Be prepared for change, but not the end of life as you know it – You may potentially be worried that this is the end of your bachelorhood. But it doesn’t have to be that way. I’m very fortunate to have experienced the Latin way (my wife is Mexican) of bringing up children and let me tell you, I think they’re on to something. 

Yes, things change when you have children, but it doesn’t have to be the end of fun. I believe this is key to new dads’ mental health and potential anxiety. There seems to be a general belief or misconception that once you have children, that’s it. You’re out of the friendship group. 

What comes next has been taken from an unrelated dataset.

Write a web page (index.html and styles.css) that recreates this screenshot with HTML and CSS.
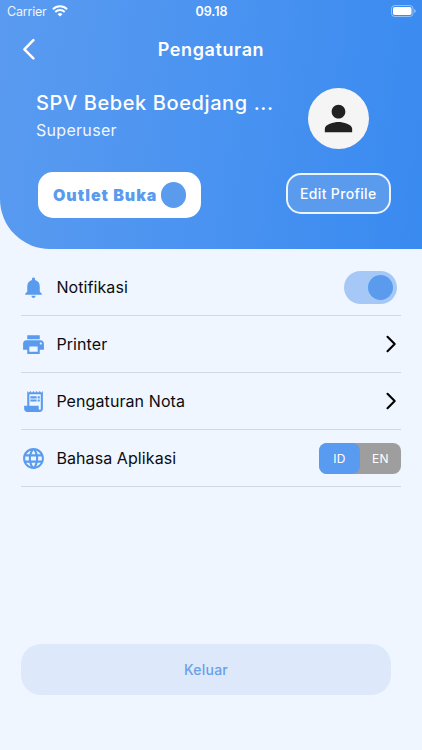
FILE: index.html
```html
<!DOCTYPE html>
<html lang="id">
<head>
<meta charset="utf-8">
<title>Pengaturan</title>
<link rel="stylesheet" href="styles.css">
</head>
<body>
<div class="screen">
  <header class="hero">
    <div class="status">
      <div class="status-left">
        <span class="carrier">Carrier</span>
        <svg class="wifi" viewBox="0 0 16 12" width="16" height="12" fill="none" stroke="#fff" stroke-width="1.9">
          <path d="M.9 4.200a10.200 10.200 0 0 1 14.200 0M3.300 7a6.700 6.700 0 0 1 9.400 0"/>
          <path d="M8 11.600 5.600 9.200a3.500 3.500 0 0 1 4.800 0z" fill="#fff" stroke="none"/>
        </svg>
      </div>
      <span class="time">09.18</span>
      <svg class="battery" viewBox="0 0 25 12" width="25" height="12">
        <rect x=".5" y=".5" width="21.500" height="11" rx="3.200" fill="none" stroke="#fff" stroke-opacity=".45"/>
        <rect x="2" y="2" width="18.500" height="8" rx="1.800" fill="#fff"/>
        <path d="M23.200 4v4a2.100 2.100 0 0 0 0-4" fill="#fff" fill-opacity=".5"/>
      </svg>
    </div>
    <div class="navbar">
      <svg class="back" viewBox="0 0 14 22" width="14" height="22" fill="none" stroke="#fff" stroke-width="2.500" stroke-linecap="round" stroke-linejoin="round"><path d="M11.400 2.200 2.400 11.300l9 9"/></svg>
      <h1>Pengaturan</h1>
    </div>
    <div class="profile">
      <div class="who">
        <div class="name">SPV Bebek Boedjang ...</div>
        <div class="role">Superuser</div>
      </div>
      <div class="avatar">
        <svg viewBox="0 0 24 24" width="41" height="41" fill="#212121"><path d="M12 12c2.210 0 4-1.790 4-4s-1.790-4-4-4-4 1.790-4 4 1.790 4 4 4zm0 2c-2.670 0-8 1.340-8 4v2h16v-2c0-2.660-5.330-4-8-4z"/></svg>
      </div>
    </div>
    <div class="actions">
      <div class="outlet"><span>Outlet Buka</span><i class="dot"></i></div>
      <div class="edit">Edit Profile</div>
    </div>
  </header>
  <main class="list">
    <div class="row">
      <svg class="icon" viewBox="0 0 24 24"><path d="M12 22c1.100 0 2-.9 2-2h-4c0 1.100.89 2 2 2zm6-6v-5c0-3.070-1.640-5.640-4.500-6.320V4c0-.83-.67-1.500-1.500-1.500s-1.500.67-1.500 1.500v.68C7.630 5.360 6 7.920 6 11v5l-2 2v1h16v-1l-2-2z"/></svg>
      <span class="label">Notifikasi</span>
      <div class="switch"><i class="knob"></i></div>
    </div>
    <div class="row">
      <svg class="icon" viewBox="0 0 24 24"><path d="M19 8H5c-1.660 0-3 1.340-3 3v6h4v4h12v-4h4v-6c0-1.660-1.340-3-3-3zm-3 11H8v-5h8v5zm3-7c-.55 0-1-.45-1-1s.45-1 1-1 1 .45 1 1-.45 1-1 1zm-1-9H6v4h12V3z"/></svg>
      <span class="label">Printer</span>
      <svg class="chevron" viewBox="0 0 12 18" width="12" height="18"><path d="M2.500 1.800 9.700 9 2.500 16.200"/></svg>
    </div>
    <div class="row">
      <svg class="icon" viewBox="0 0 24 24"><path d="M19.500 3.500 18 2l-1.500 1.500L15 2l-1.500 1.500L12 2l-1.500 1.500L9 2 7.500 3.500 6 2v14H3v3c0 1.660 1.340 3 3 3h12c1.660 0 3-1.340 3-3V2l-1.500 1.500zM19 19c0 .55-.45 1-1 1s-1-.45-1-1v-3H8V5h11v14z"/><path d="M9 7h6v2H9zM16 7h2v2h-2zM9 10h6v2H9zM16 10h2v2h-2z"/></svg>
      <span class="label">Pengaturan Nota</span>
      <svg class="chevron" viewBox="0 0 12 18" width="12" height="18"><path d="M2.500 1.800 9.700 9 2.500 16.200"/></svg>
    </div>
    <div class="row">
      <svg class="icon" viewBox="0 0 24 24"><path d="M11.990 2C6.470 2 2 6.480 2 12s4.470 10 9.990 10C17.520 22 22 17.520 22 12S17.520 2 11.990 2zm6.930 6h-2.950c-.32-1.250-.78-2.450-1.380-3.560 1.840.63 3.370 1.910 4.330 3.560zM12 4.040c.83 1.200 1.480 2.530 1.910 3.960h-3.820c.43-1.430 1.080-2.760 1.910-3.960zM4.260 14C4.100 13.360 4 12.690 4 12s.1-1.360.26-2h3.380c-.08.66-.14 1.320-.14 2s.06 1.340.14 2H4.260zm.82 2h2.950c.32 1.250.78 2.450 1.380 3.560-1.840-.63-3.370-1.900-4.330-3.560zm2.950-8H5.080c.96-1.660 2.490-2.930 4.330-3.560C8.810 5.550 8.350 6.750 8.030 8zM12 19.960c-.83-1.200-1.480-2.530-1.910-3.960h3.820c-.43 1.430-1.080 2.760-1.910 3.960zM14.340 14H9.660c-.09-.66-.16-1.320-.16-2s.07-1.350.16-2h4.680c.09.65.16 1.320.16 2s-.07 1.340-.16 2zm.25 5.560c.6-1.110 1.060-2.310 1.380-3.560h2.950c-.96 1.650-2.490 2.930-4.330 3.560zM16.360 14c.08-.66.14-1.320.14-2s-.06-1.340-.14-2h3.380c.16.64.26 1.310.26 2s-.1 1.360-.26 2h-3.380z"/></svg>
      <span class="label">Bahasa Aplikasi</span>
      <div class="lang"><span class="on">ID</span><span class="off">EN</span></div>
    </div>
  </main>
  <div class="logout">Keluar</div>
</div>
</body>
</html>
```
FILE: styles.css
```css
* { box-sizing: border-box; }
body {
  margin: 0;
  font-family: Inter, "Liberation Sans", sans-serif;
  background: #eff6ff;
}
.screen {
  width: 422px;
  height: 750px;
  display: flex;
  flex-direction: column;
  overflow: hidden;
}
.hero {
  height: 248.5px;
  flex: none;
  border-bottom-left-radius: 50px;
  background: linear-gradient(97deg, #5a9bf0, #4a93f1 50%, #398af0);
  color: #fff;
}
.status {
  height: 22px;
  display: grid;
  grid-template-columns: 1fr auto 1fr;
  align-items: center;
  padding: 0 6px 0 7px;
}
.status-left { display: flex; align-items: center; gap: 5px; }
.carrier { font-size: 12.5px; letter-spacing: -.2px; opacity: .9; }
.time { font-size: 12.5px; font-weight: 600; }
.battery { justify-self: end; margin-bottom: 1px; }
.wifi { margin-bottom: 1px; }
.navbar {
  height: 54px;
  display: grid;
  grid-template-columns: 22px 1fr 22px;
  align-items: center;
  padding: 0 22px;
}
h1 {
  margin: 0;
  text-align: center;
  font-size: 18px;
  font-weight: 600;
  letter-spacing: .6px;
}
.profile {
  display: flex;
  justify-content: space-between;
  padding: 12px 53px 0 36px;
}
.name { margin-top: 3px; font-size: 20px; line-height: 24px; font-weight: 500; letter-spacing: .6px; white-space: nowrap; }
.role { margin-top: 5px; font-size: 16px; line-height: 20px; letter-spacing: .3px; opacity: .92; }
.avatar {
  width: 61px;
  height: 61px;
  border-radius: 50%;
  background: #f5f5f5;
  display: flex;
  align-items: center;
  justify-content: center;
}
.actions {
  display: flex;
  justify-content: space-between;
  align-items: flex-start;
  padding: 23px 31px 0 38.4px;
}
.outlet {
  width: 163px;
  height: 46px;
  border-radius: 15px;
  background: #fff;
  color: #5a9bee;
  display: flex;
  align-items: center;
  justify-content: space-between;
  padding: 0 15px 0 14.6px;
  font-size: 16px;
  font-weight: 900;
  letter-spacing: .98px;
  white-space: nowrap;
}
.dot { width: 25.5px; height: 25.5px; border-radius: 50%; background: #5a9bee; }
.edit {
  width: 105.5px;
  height: 41.5px;
  margin-top: .6px;
  border: 2px solid rgba(255, 255, 255, .9);
  border-radius: 15px;
  background: #5a9bee;
  background-clip: padding-box;
  display: flex;
  align-items: center;
  justify-content: center;
  font-size: 14px;
  font-weight: 500;
  letter-spacing: .34px;
}
.list { padding: 10.5px 21px 0; }
.row {
  height: 57px;
  display: flex;
  align-items: center;
  border-bottom: 1px solid #d3d8e2;
}
.icon { width: 25px; height: 25px; fill: #5a9bee; flex: none; }
.label { flex: 1; margin-left: 10.4px; font-size: 16px; letter-spacing: .09px; color: #0b0c0e; }
.chevron { margin-right: 4px; fill: none; stroke: #000; stroke-width: 2.1; stroke-linecap: round; stroke-linejoin: round; }
.switch {
  width: 53px;
  height: 33px;
  margin-right: 4px;
  border-radius: 17px;
  background: #a5c8f7;
  display: flex;
  align-items: center;
  justify-content: flex-end;
  padding-right: 4px;
}
.knob { width: 25px; height: 25px; border-radius: 50%; background: #5a9bee; }
.lang {
  width: 82px;
  height: 31px;
  border-radius: 8px;
  background: #9e9e9e;
  display: flex;
  color: #fff;
  font-size: 12px;
  letter-spacing: .4px;
}
.lang span { flex: 1; display: flex; align-items: center; justify-content: center; }
.on { border-radius: 8px; background: #5a9bf2; }
.logout {
  width: 370px;
  height: 51px;
  margin: 157px 0 0 21px;
  border-radius: 20px;
  background: #dde9fb;
  color: #6b9fe6;
  display: flex;
  align-items: center;
  justify-content: center;
  font-size: 14px;
  font-weight: 500;
  letter-spacing: .2px;
}
```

However, this couldn’t be further from the truth. The Latin way is to take your children to things. So, my first tip here is not to hide your children away. On the contrary, be proud of them and integrate them into your friendship groups. Take them to that dinner party, go to the pub with them, whatever it is; you might be surprised at how even the most ‘anti-child’ of your friends swiftly come round to their charm. 

Secondly, work with your partner. Negotiate nights off. I’ve found that putting in the time and effort when you’re with your child reaps the rewards when you want a night out with the lads. And reciprocate that. Let your wife or partner do the same. That way, you build a system of trust and a warm feeling that life doesn’t have to change as much as you might have thought. 

And finally, don’t forget date night! This is perhaps one of the first things to slip, and yet one of the essential things to keep up.